_Exercise brief_
In the copy, include every entry exactly but none of the pictures.

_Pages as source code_
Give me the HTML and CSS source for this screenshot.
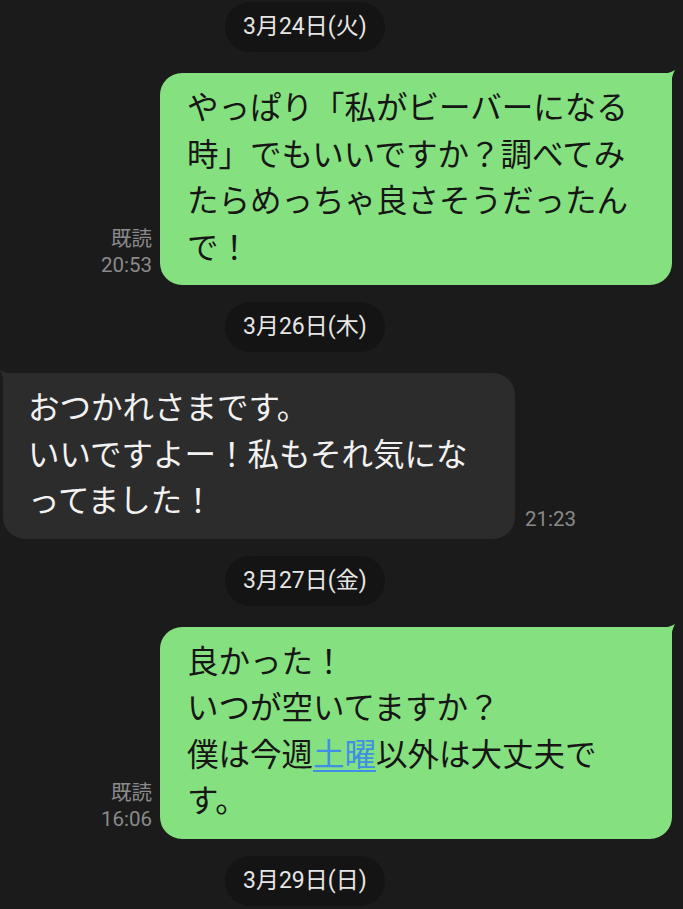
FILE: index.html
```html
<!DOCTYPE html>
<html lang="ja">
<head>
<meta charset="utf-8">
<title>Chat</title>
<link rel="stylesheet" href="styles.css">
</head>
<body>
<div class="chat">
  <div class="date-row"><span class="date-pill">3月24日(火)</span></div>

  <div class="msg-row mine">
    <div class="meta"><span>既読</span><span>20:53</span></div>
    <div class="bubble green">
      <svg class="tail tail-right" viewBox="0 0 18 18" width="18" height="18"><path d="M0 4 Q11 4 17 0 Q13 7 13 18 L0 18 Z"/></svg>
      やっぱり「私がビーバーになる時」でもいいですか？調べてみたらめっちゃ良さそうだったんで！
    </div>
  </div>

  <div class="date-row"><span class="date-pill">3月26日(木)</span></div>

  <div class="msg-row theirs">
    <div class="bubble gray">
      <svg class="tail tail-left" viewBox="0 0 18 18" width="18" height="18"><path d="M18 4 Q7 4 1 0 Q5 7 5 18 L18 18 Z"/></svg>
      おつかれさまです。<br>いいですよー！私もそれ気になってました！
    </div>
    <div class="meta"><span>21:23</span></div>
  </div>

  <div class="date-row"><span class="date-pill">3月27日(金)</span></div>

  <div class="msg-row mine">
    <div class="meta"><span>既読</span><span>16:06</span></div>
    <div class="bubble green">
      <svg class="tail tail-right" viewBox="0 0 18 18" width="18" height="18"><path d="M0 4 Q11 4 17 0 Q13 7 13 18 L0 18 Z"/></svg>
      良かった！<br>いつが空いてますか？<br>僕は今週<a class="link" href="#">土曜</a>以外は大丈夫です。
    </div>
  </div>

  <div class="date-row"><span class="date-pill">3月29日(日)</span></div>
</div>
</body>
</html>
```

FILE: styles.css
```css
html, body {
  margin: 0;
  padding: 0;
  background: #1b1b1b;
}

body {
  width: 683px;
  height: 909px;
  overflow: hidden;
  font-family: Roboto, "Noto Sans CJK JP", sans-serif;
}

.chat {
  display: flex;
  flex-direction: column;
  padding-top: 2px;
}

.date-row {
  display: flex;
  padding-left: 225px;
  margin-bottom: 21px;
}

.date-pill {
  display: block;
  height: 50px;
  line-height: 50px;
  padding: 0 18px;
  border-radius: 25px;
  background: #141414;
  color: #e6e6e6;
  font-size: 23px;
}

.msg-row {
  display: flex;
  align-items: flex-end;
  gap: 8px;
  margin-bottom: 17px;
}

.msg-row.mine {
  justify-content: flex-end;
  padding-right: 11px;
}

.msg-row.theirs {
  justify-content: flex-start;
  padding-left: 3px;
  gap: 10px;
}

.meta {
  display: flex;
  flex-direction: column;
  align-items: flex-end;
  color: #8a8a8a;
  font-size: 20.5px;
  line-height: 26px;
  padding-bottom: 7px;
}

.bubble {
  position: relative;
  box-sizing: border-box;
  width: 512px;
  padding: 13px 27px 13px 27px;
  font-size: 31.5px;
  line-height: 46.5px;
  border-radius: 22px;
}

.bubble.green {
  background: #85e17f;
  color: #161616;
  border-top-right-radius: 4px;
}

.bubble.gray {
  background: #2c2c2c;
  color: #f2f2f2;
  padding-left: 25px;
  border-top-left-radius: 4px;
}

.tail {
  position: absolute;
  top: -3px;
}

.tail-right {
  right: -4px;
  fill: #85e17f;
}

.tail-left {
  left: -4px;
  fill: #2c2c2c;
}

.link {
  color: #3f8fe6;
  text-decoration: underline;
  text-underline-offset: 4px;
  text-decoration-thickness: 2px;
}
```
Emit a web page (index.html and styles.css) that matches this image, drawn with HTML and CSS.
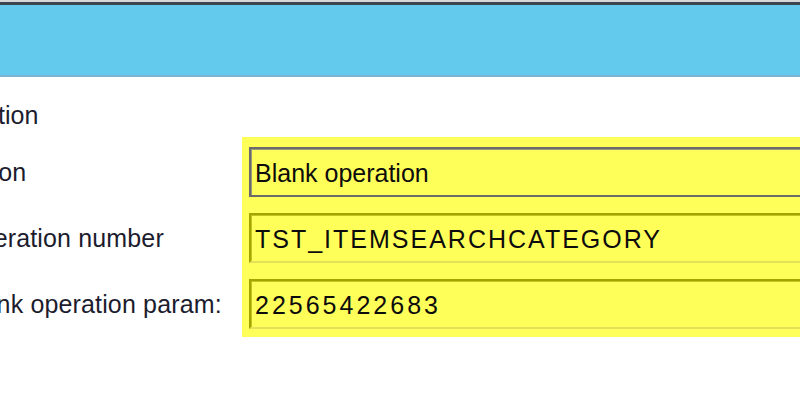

_Reply to the exercise_
Give me the HTML and CSS source for this screenshot.
FILE: index.html
```html
<!DOCTYPE html>
<html lang="ja">
<head>
<meta charset="utf-8">
<title>Chat</title>
<link rel="stylesheet" href="styles.css">
</head>
<body>
<div class="chat">
  <div class="date-row"><span class="date-pill">3月24日(火)</span></div>

  <div class="msg-row mine">
    <div class="meta"><span>既読</span><span>20:53</span></div>
    <div class="bubble green">
      <svg class="tail tail-right" viewBox="0 0 18 18" width="18" height="18"><path d="M0 4 Q11 4 17 0 Q13 7 13 18 L0 18 Z"/></svg>
      やっぱり「私がビーバーになる時」でもいいですか？調べてみたらめっちゃ良さそうだったんで！
    </div>
  </div>

  <div class="date-row"><span class="date-pill">3月26日(木)</span></div>

  <div class="msg-row theirs">
    <div class="bubble gray">
      <svg class="tail tail-left" viewBox="0 0 18 18" width="18" height="18"><path d="M18 4 Q7 4 1 0 Q5 7 5 18 L18 18 Z"/></svg>
      おつかれさまです。<br>いいですよー！私もそれ気になってました！
    </div>
    <div class="meta"><span>21:23</span></div>
  </div>

  <div class="date-row"><span class="date-pill">3月27日(金)</span></div>

  <div class="msg-row mine">
    <div class="meta"><span>既読</span><span>16:06</span></div>
    <div class="bubble green">
      <svg class="tail tail-right" viewBox="0 0 18 18" width="18" height="18"><path d="M0 4 Q11 4 17 0 Q13 7 13 18 L0 18 Z"/></svg>
      良かった！<br>いつが空いてますか？<br>僕は今週<a class="link" href="#">土曜</a>以外は大丈夫です。
    </div>
  </div>

  <div class="date-row"><span class="date-pill">3月29日(日)</span></div>
</div>
</body>
</html>
```

FILE: styles.css
```css
html, body {
  margin: 0;
  padding: 0;
  background: #1b1b1b;
}

body {
  width: 683px;
  height: 909px;
  overflow: hidden;
  font-family: Roboto, "Noto Sans CJK JP", sans-serif;
}

.chat {
  display: flex;
  flex-direction: column;
  padding-top: 2px;
}

.date-row {
  display: flex;
  padding-left: 225px;
  margin-bottom: 21px;
}

.date-pill {
  display: block;
  height: 50px;
  line-height: 50px;
  padding: 0 18px;
  border-radius: 25px;
  background: #141414;
  color: #e6e6e6;
  font-size: 23px;
}

.msg-row {
  display: flex;
  align-items: flex-end;
  gap: 8px;
  margin-bottom: 17px;
}

.msg-row.mine {
  justify-content: flex-end;
  padding-right: 11px;
}

.msg-row.theirs {
  justify-content: flex-start;
  padding-left: 3px;
  gap: 10px;
}

.meta {
  display: flex;
  flex-direction: column;
  align-items: flex-end;
  color: #8a8a8a;
  font-size: 20.5px;
  line-height: 26px;
  padding-bottom: 7px;
}

.bubble {
  position: relative;
  box-sizing: border-box;
  width: 512px;
  padding: 13px 27px 13px 27px;
  font-size: 31.5px;
  line-height: 46.5px;
  border-radius: 22px;
}

.bubble.green {
  background: #85e17f;
  color: #161616;
  border-top-right-radius: 4px;
}

.bubble.gray {
  background: #2c2c2c;
  color: #f2f2f2;
  padding-left: 25px;
  border-top-left-radius: 4px;
}

.tail {
  position: absolute;
  top: -3px;
}

.tail-right {
  right: -4px;
  fill: #85e17f;
}

.tail-left {
  left: -4px;
  fill: #2c2c2c;
}

.link {
  color: #3f8fe6;
  text-decoration: underline;
  text-underline-offset: 4px;
  text-decoration-thickness: 2px;
}
```
Emit a web page (index.html and styles.css) that matches this image, drawn with HTML and CSS.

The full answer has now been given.